One of the most important differences between the view cameras Ansel Adams used, and the smaller cameras such as 35mm (which he also occasionally used) is that a view camera can do what you say. By making the back(the film or sensor) perfectly perpendicular to the ground (parallel to the building), you get upright buildings. Then, by raising the front of the camera (the board with a lens on it), you can move to the upper part of the image (where the top of the building is, leaving out the unwanted ground area). Behold! Straight building, top to bottom. You can also get a similar effect regarding lines that are horizontal in the picture, by swinging the back one way or the other to make the two ends of a building (or whatever) look more (or less) equal in height, when one is farther away. If you shift the whole image to one side by moving the back that way, so the part of the glass in the picture with your reflection moves outside the frame, you vanish from the image.

The advent of 35mm in journalism and later in general commercial use meant we had to get used to tilting buildings--and often we exaggerate the effect on purpose. But yes, Photoshop has perspective correction you can use after shooting--I never tried it. The format of your camera (full frame or less) does not matter.

If you really want to correct perspective in the camera, as you say (I suspect the quality is better? Maybe not...), you can do that for much less money than a zillion-dollar tilt lens. Just buy an old view camera (many are cheaper than that lens), and attach your Canon to the back with an adapter made for that (from eBay--4x5 back adapter for Canon, around $100). The 4x5s called "field cameras" are smaller and much lighter than studio models, and the ones called press cameras (such as Graphic) are meant to be used either on tripod or hand-held. But that was when men were men, especially journalists--by today's standards, the press cameras are quite hefty. You see them in old movies. And press cameras do not have quite as much correction movement as a full-featured view camera. The adapter that fits your Canon to a view camera does not work with wide angle Canon lenses, though--it puts too much distance between sensor and lens. In that case, just use a wide angle large format lens on the view camera with 4x5 film, and give the Canon a rest. In any case the setup will use a large format lens--not the Canon lenses. Then when the film is developed, you can scan it and resume digital festivities.

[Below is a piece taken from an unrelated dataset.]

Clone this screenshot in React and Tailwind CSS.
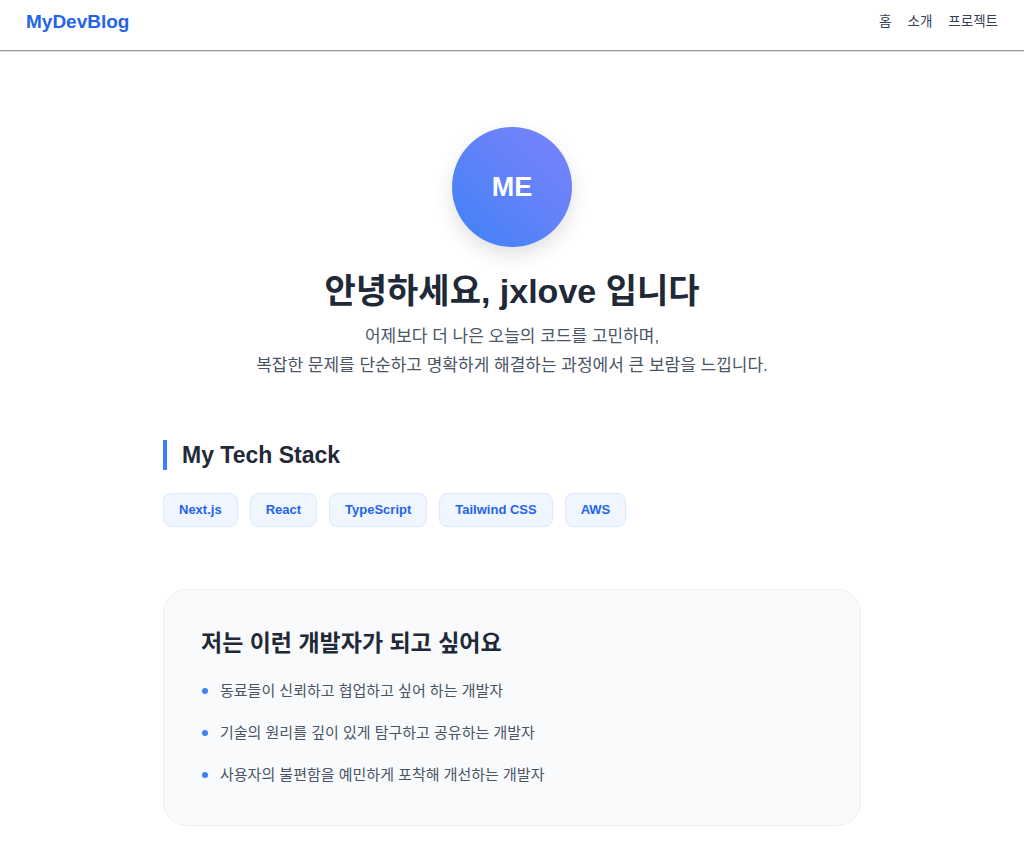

The large format digital setup requires a view camera lens 125mm or above, because of the minimum distance from lens to sensor. The angle of view for any 125mm lens is exactly the same on your digital camera, if it really is 125mm and not "equivalent to 125mm". My avatar picture here beside my name, of the rex begonias, was shot with this setup, using a big studio lens on an 8x10 camera and a Canon digital 650D camera on back.